Anyway, this time around Iam not going to focus so much on the scale.  In the past, I let that damn thing determine my moods…….and if it didn’t show me what I wanted it to, SELF SABOTAGE here I come.  I am just going to do what I need to do and not stress about the scale.  I have been told by so many people that I need to get rid of the scale. I had always thought that I needed it to measure how well I was doing in regards to eating right and exercise. NOT ANYMORE!  I had my hubby lock it up in the trunk of his car.  I am not giving up the scale forever but I only want to weigh myself once a month.

Not having it to stare at in the bathroom will make it alot easier. I won’t see it and won’t be tempted to get on it.  Seems kinda silly but I think alot of you know what I mean.  The scale can rule our moods and I am trying to avoid that this time around.  As long as I am doing what I need to do to be healthy, then it shouldn’t matter what a stupid scale says.

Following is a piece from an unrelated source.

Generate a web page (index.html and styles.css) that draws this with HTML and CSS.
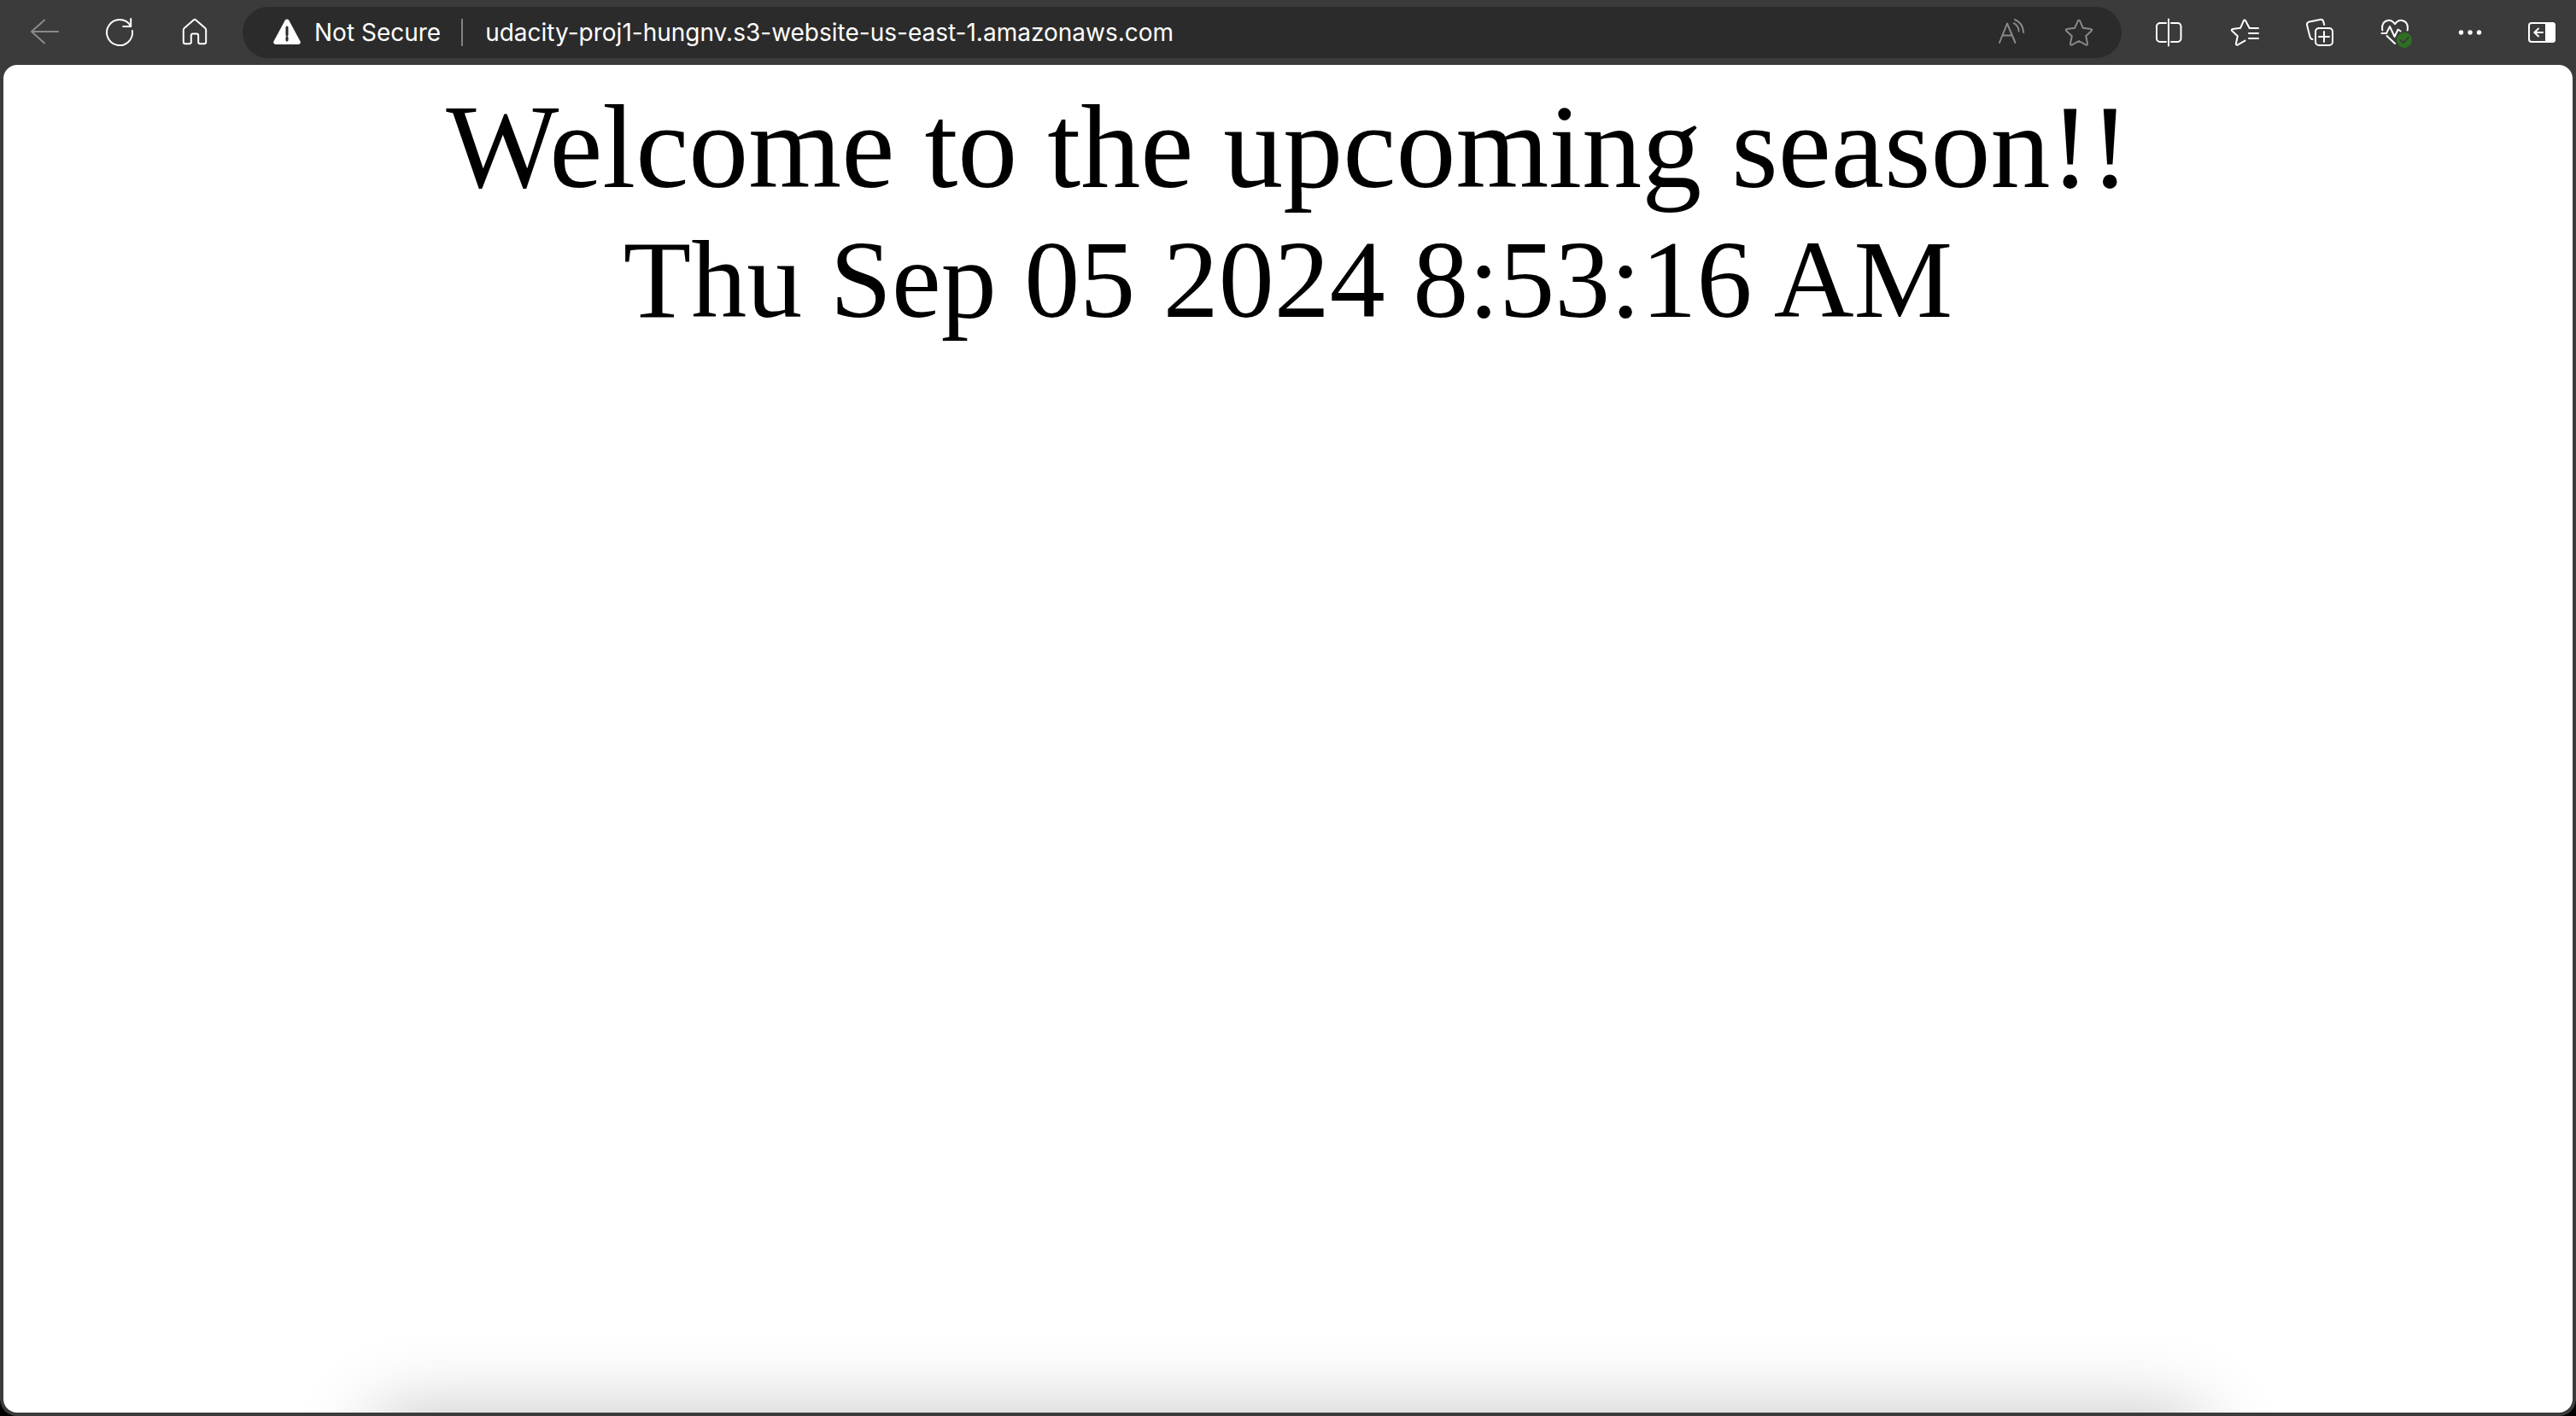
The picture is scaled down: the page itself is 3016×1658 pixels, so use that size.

Hope today is a good one for you all!

Tasha

I decided to come back. How are ya?

Hello Buddyslimmers.  I am sure some of you remember me.  I had cancelled my account a few months ago. I was just going through some rough times and when I get emotional I tend to think I can do things on my own, without support or encouragement.  I was wrong.  I need all of those things to keep going.  I am here to get back on the right track and to STAY there. 

I apologize to my close buddies if you feel I had abandoned you.  That was not my intent.  Sometimes life just happens and gets in the way.  I just want to say thank you to Diane.   You have been here for me the entire time and I thank you.   I didn’t do what we we had set out to do this week. (Well, we were suppose to start this week)  I am getting my head back in the right place and I PROMISE to myself that I am starting anew with the exercise next week.  I know, I know why not start today?  Like I said, I am preparing my brain for this. I have totally been a slacker on exercise for at least the past 3 weeks. Food had been about the same way.

At any rate, I am back and ready to get going again!